Cleveland Symphony also makes an annual pilgrimage to Europe, performing in Vienna or Lucerne, and has an annual engagement in Carnegie Hall, New York. At home, the orchestra's outdoor festival season at the Blossom Music Centre 40km south of Cleveland forms part of a summer-long program that includes rock, jazz and country.
As with other industries in the US, hard times increase the emphasis on customer service. Orchestras such as Detroit are adapting to changing circumstances by encouraging musicians to teach, and organising recitals and small ensembles.

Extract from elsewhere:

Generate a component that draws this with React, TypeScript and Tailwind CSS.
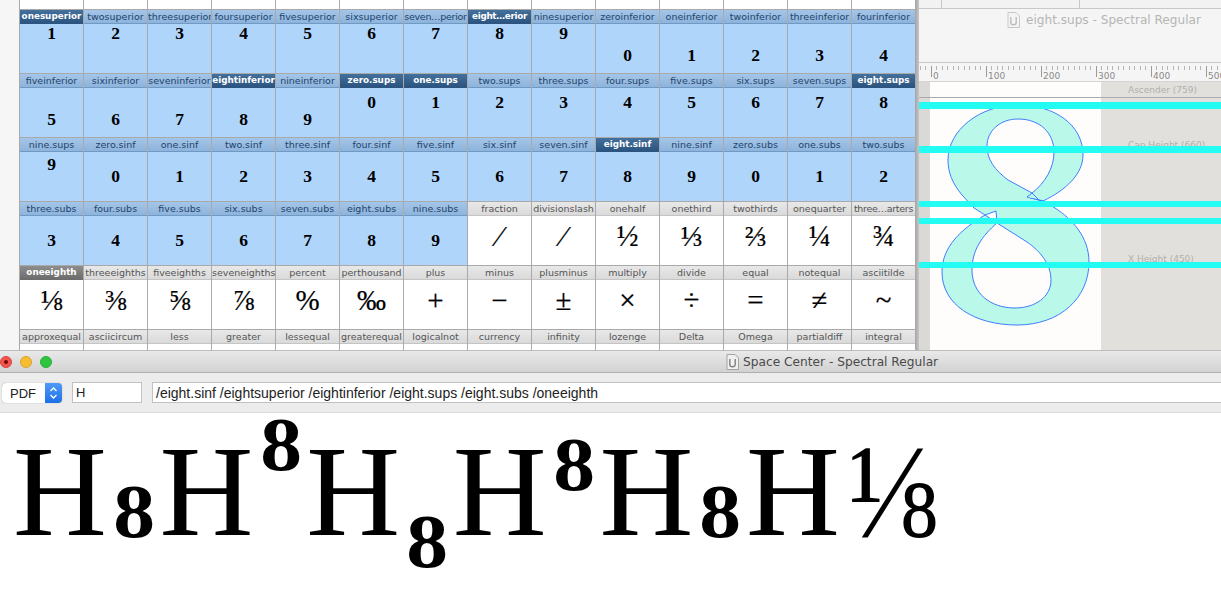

A pro-am model, in which amateur musicians can play and learn from professionals, has been tried in Baltimore.
"We see a lot of exciting experimentation and innovation going on and this has not always been the case," League of American Orchestras president and chief executive Jesse Rosen says.
"There is an emphasis on providing service to communities, as opposed to producing concerts" for those who want to buy tickets.
The philanthropy on which American orchestras were built is often envied on this side of the Pacific, but in the long term it can create a culture of dependency and an excuse to avoid the hard decisions, Flanagan notes.
The Perilous Life of Symphony Orchestras: Artistic Triumphs and Economic Challenges, by Robert J. Flanagan, was published in January by Yale University Press.